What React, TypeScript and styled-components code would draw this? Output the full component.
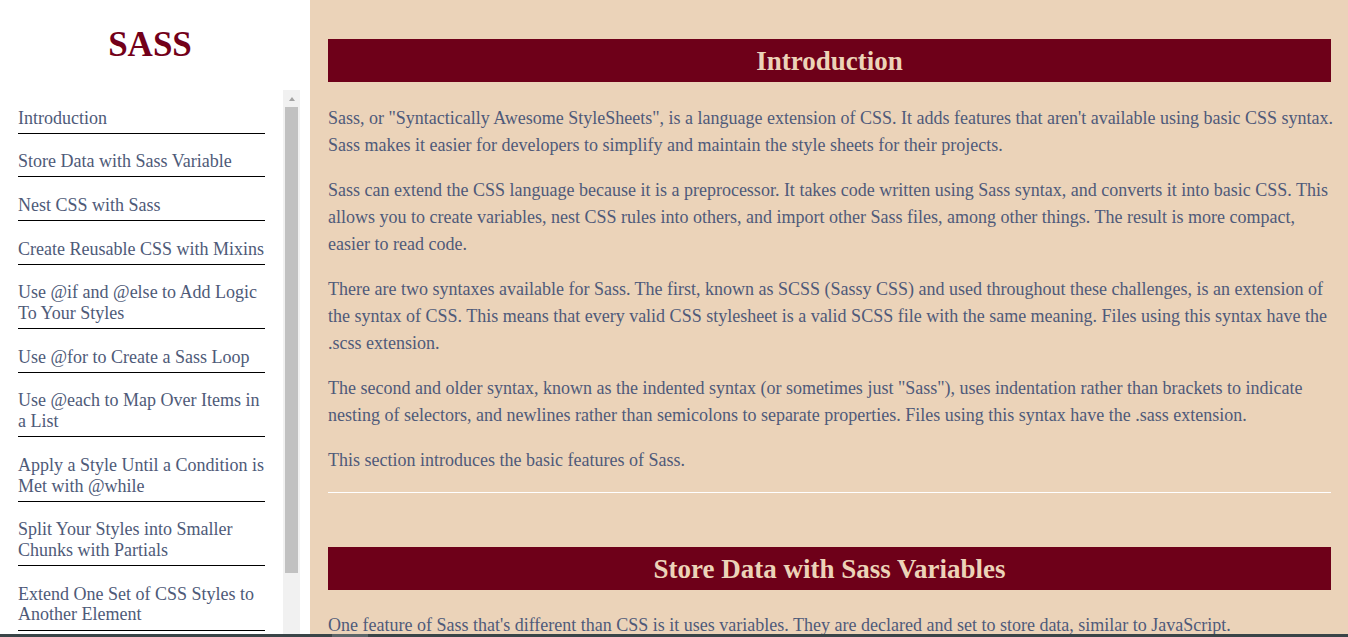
import React from "react";
import styled, { createGlobalStyle } from "styled-components";

const GlobalStyle = createGlobalStyle`
  html, body {
    margin: 0;
    padding: 0;
    height: 100%;
    overflow: hidden;
  }
  body {
    font-family: "Liberation Serif", "Times New Roman", serif;
    font-size: 18px;
    background: #ebd3b9;
  }
`;

const Page = styled.div`
  display: flex;
  height: 100vh;
  width: 100vw;
  overflow: hidden;
`;

const Sidebar = styled.aside`
  flex: 0 0 310px;
  display: flex;
  flex-direction: column;
  background: #ffffff;
  height: 100vh;
`;

const Title = styled.h1`
  margin: 0;
  width: 300px;
  height: 90px;
  box-sizing: border-box;
  padding-top: 25px;
  text-align: center;
  font-size: 35px;
  font-weight: bold;
  color: #730019;
`;

const NavArea = styled.div`
  display: flex;
  width: 300px;
  flex: 1;
  min-height: 0;
`;

const NavList = styled.nav`
  width: 283px;
  box-sizing: border-box;
  padding: 0 18px;
  overflow: hidden;
`;

const ScrollTrack = styled.div`
  flex: 0 0 17px;
  display: flex;
  flex-direction: column;
  background: #f1f1f1;
`;

const ScrollArrow = styled.div`
  height: 17px;
  display: flex;
  align-items: center;
  justify-content: center;

  &::before {
    content: "";
    width: 0;
    height: 0;
    border-left: 3.5px solid transparent;
    border-right: 3.5px solid transparent;
    border-bottom: 4px solid #a3a3a3;
  }
`;

const ScrollThumb = styled.div`
  height: 466px;
  margin: 0 2px;
  background: #c1c1c1;
`;

const NavLink = styled.a`
  display: block;
  width: 247px;
  padding: 17.5px 0 4.5px;
  border-bottom: 1px solid #000000;
  color: #4e5a78;
  font-size: 18px;
  line-height: 20.7px;
  text-decoration: none;
  cursor: pointer;
`;

const Main = styled.main`
  flex: 1;
  min-width: 0;
  height: 100vh;
  box-sizing: border-box;
  padding: 39px 17px 0 18px;
  overflow: hidden;
  background: #ebd3b9;
`;

const Section = styled.section<{ $last?: boolean }>`
  margin-bottom: ${(p) => (p.$last ? "0" : "54px")};
`;

const SectionTitle = styled.h2`
  margin: 0 0 22.5px;
  padding: 7px 0 5px;
  background: #6e0019;
  color: #ecd3b8;
  text-align: center;
  font-size: 27px;
  font-weight: bold;
  line-height: normal;
`;

const Para = styled.p`
  margin: 0 -8px 18px 0;
  color: #4f5a79;
  font-size: 18px;
  line-height: 27px;
`;

const Rule = styled.hr`
  margin: 0;
  border: none;
  border-top: 1px solid #ffffff;
  height: 0;
`;

const BottomBar = styled.div`
  position: fixed;
  left: 0;
  right: 0;
  bottom: 0;
  height: 3px;
  background: #3a4548;
`;

const BottomThumb = styled.div`
  position: absolute;
  left: 332px;
  top: 0;
  width: 36px;
  height: 3px;
  background: #5c6669;
`;

const navItems = [
  "Introduction",
  "Store Data with Sass Variable",
  "Nest CSS with Sass",
  "Create Reusable CSS with Mixins",
  "Use @if and @else to Add Logic To Your Styles",
  "Use @for to Create a Sass Loop",
  "Use @each to Map Over Items in a List",
  "Apply a Style Until a Condition is Met with @while",
  "Split Your Styles into Smaller Chunks with Partials",
  "Extend One Set of CSS Styles to Another Element",
];

export default function App() {
  return (
    <>
      <GlobalStyle />
      <Page>
        <Sidebar>
          <Title>SASS</Title>
          <NavArea>
            <NavList>
              {navItems.map((item) => (
                <NavLink key={item}>{item}</NavLink>
              ))}
            </NavList>
            <ScrollTrack>
              <ScrollArrow />
              <ScrollThumb />
            </ScrollTrack>
          </NavArea>
        </Sidebar>
        <Main>
          <Section>
            <SectionTitle>Introduction</SectionTitle>
            <Para>
              Sass, or "Syntactically Awesome StyleSheets", is a language extension of CSS. It
              adds features that aren't available using basic CSS syntax. Sass makes it easier for
              developers to simplify and maintain the style sheets for their projects.
            </Para>
            <Para>
              Sass can extend the CSS language because it is a preprocessor. It takes code written
              using Sass syntax, and converts it into basic CSS. This allows you to create
              variables, nest CSS rules into others, and import other Sass files, among other
              things. The result is more compact, easier to read code.
            </Para>
            <Para>
              There are two syntaxes available for Sass. The first, known as SCSS (Sassy CSS) and
              used throughout these challenges, is an extension of the syntax of CSS. This means
              that every valid CSS stylesheet is a valid SCSS file with the same meaning. Files
              using this syntax have the .scss extension.
            </Para>
            <Para>
              The second and older syntax, known as the indented syntax (or sometimes just
              "Sass"), uses indentation rather than brackets to indicate nesting of selectors, and
              newlines rather than semicolons to separate properties. Files using this syntax have
              the .sass extension.
            </Para>
            <Para>This section introduces the basic features of Sass.</Para>
            <Rule />
          </Section>
          <Section $last>
            <SectionTitle>Store Data with Sass Variables</SectionTitle>
            <Para>
              One feature of Sass that's different than CSS is it uses variables. They are declared
              and set to store data, similar to JavaScript.
            </Para>
            <Para>
              In JavaScript, variables are defined using the let and const keywords. In Sass,
              variables start with a $ followed by the variable name.
            </Para>
          </Section>
        </Main>
      </Page>
      <BottomBar>
        <BottomThumb />
      </BottomBar>
    </>
  );
}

Exercise instructions: Transcribe the whole listing exactly. Pictures are excluded.

Answer for this exercise:
What React, TypeScript and styled-components code would draw this? Output the full component.
import React from "react";
import styled, { createGlobalStyle } from "styled-components";

const GlobalStyle = createGlobalStyle`
  html, body {
    margin: 0;
    padding: 0;
    height: 100%;
    overflow: hidden;
  }
  body {
    font-family: "Liberation Serif", "Times New Roman", serif;
    font-size: 18px;
    background: #ebd3b9;
  }
`;

const Page = styled.div`
  display: flex;
  height: 100vh;
  width: 100vw;
  overflow: hidden;
`;

const Sidebar = styled.aside`
  flex: 0 0 310px;
  display: flex;
  flex-direction: column;
  background: #ffffff;
  height: 100vh;
`;

const Title = styled.h1`
  margin: 0;
  width: 300px;
  height: 90px;
  box-sizing: border-box;
  padding-top: 25px;
  text-align: center;
  font-size: 35px;
  font-weight: bold;
  color: #730019;
`;

const NavArea = styled.div`
  display: flex;
  width: 300px;
  flex: 1;
  min-height: 0;
`;

const NavList = styled.nav`
  width: 283px;
  box-sizing: border-box;
  padding: 0 18px;
  overflow: hidden;
`;

const ScrollTrack = styled.div`
  flex: 0 0 17px;
  display: flex;
  flex-direction: column;
  background: #f1f1f1;
`;

const ScrollArrow = styled.div`
  height: 17px;
  display: flex;
  align-items: center;
  justify-content: center;

  &::before {
    content: "";
    width: 0;
    height: 0;
    border-left: 3.5px solid transparent;
    border-right: 3.5px solid transparent;
    border-bottom: 4px solid #a3a3a3;
  }
`;

const ScrollThumb = styled.div`
  height: 466px;
  margin: 0 2px;
  background: #c1c1c1;
`;

const NavLink = styled.a`
  display: block;
  width: 247px;
  padding: 17.5px 0 4.5px;
  border-bottom: 1px solid #000000;
  color: #4e5a78;
  font-size: 18px;
  line-height: 20.7px;
  text-decoration: none;
  cursor: pointer;
`;

const Main = styled.main`
  flex: 1;
  min-width: 0;
  height: 100vh;
  box-sizing: border-box;
  padding: 39px 17px 0 18px;
  overflow: hidden;
  background: #ebd3b9;
`;

const Section = styled.section<{ $last?: boolean }>`
  margin-bottom: ${(p) => (p.$last ? "0" : "54px")};
`;

const SectionTitle = styled.h2`
  margin: 0 0 22.5px;
  padding: 7px 0 5px;
  background: #6e0019;
  color: #ecd3b8;
  text-align: center;
  font-size: 27px;
  font-weight: bold;
  line-height: normal;
`;

const Para = styled.p`
  margin: 0 -8px 18px 0;
  color: #4f5a79;
  font-size: 18px;
  line-height: 27px;
`;

const Rule = styled.hr`
  margin: 0;
  border: none;
  border-top: 1px solid #ffffff;
  height: 0;
`;

const BottomBar = styled.div`
  position: fixed;
  left: 0;
  right: 0;
  bottom: 0;
  height: 3px;
  background: #3a4548;
`;

const BottomThumb = styled.div`
  position: absolute;
  left: 332px;
  top: 0;
  width: 36px;
  height: 3px;
  background: #5c6669;
`;

const navItems = [
  "Introduction",
  "Store Data with Sass Variable",
  "Nest CSS with Sass",
  "Create Reusable CSS with Mixins",
  "Use @if and @else to Add Logic To Your Styles",
  "Use @for to Create a Sass Loop",
  "Use @each to Map Over Items in a List",
  "Apply a Style Until a Condition is Met with @while",
  "Split Your Styles into Smaller Chunks with Partials",
  "Extend One Set of CSS Styles to Another Element",
];

export default function App() {
  return (
    <>
      <GlobalStyle />
      <Page>
        <Sidebar>
          <Title>SASS</Title>
          <NavArea>
            <NavList>
              {navItems.map((item) => (
                <NavLink key={item}>{item}</NavLink>
              ))}
            </NavList>
            <ScrollTrack>
              <ScrollArrow />
              <ScrollThumb />
            </ScrollTrack>
          </NavArea>
        </Sidebar>
        <Main>
          <Section>
            <SectionTitle>Introduction</SectionTitle>
            <Para>
              Sass, or "Syntactically Awesome StyleSheets", is a language extension of CSS. It
              adds features that aren't available using basic CSS syntax. Sass makes it easier for
              developers to simplify and maintain the style sheets for their projects.
            </Para>
            <Para>
              Sass can extend the CSS language because it is a preprocessor. It takes code written
              using Sass syntax, and converts it into basic CSS. This allows you to create
              variables, nest CSS rules into others, and import other Sass files, among other
              things. The result is more compact, easier to read code.
            </Para>
            <Para>
              There are two syntaxes available for Sass. The first, known as SCSS (Sassy CSS) and
              used throughout these challenges, is an extension of the syntax of CSS. This means
              that every valid CSS stylesheet is a valid SCSS file with the same meaning. Files
              using this syntax have the .scss extension.
            </Para>
            <Para>
              The second and older syntax, known as the indented syntax (or sometimes just
              "Sass"), uses indentation rather than brackets to indicate nesting of selectors, and
              newlines rather than semicolons to separate properties. Files using this syntax have
              the .sass extension.
            </Para>
            <Para>This section introduces the basic features of Sass.</Para>
            <Rule />
          </Section>
          <Section $last>
            <SectionTitle>Store Data with Sass Variables</SectionTitle>
            <Para>
              One feature of Sass that's different than CSS is it uses variables. They are declared
              and set to store data, similar to JavaScript.
            </Para>
            <Para>
              In JavaScript, variables are defined using the let and const keywords. In Sass,
              variables start with a $ followed by the variable name.
            </Para>
          </Section>
        </Main>
      </Page>
      <BottomBar>
        <BottomThumb />
      </BottomBar>
    </>
  );
}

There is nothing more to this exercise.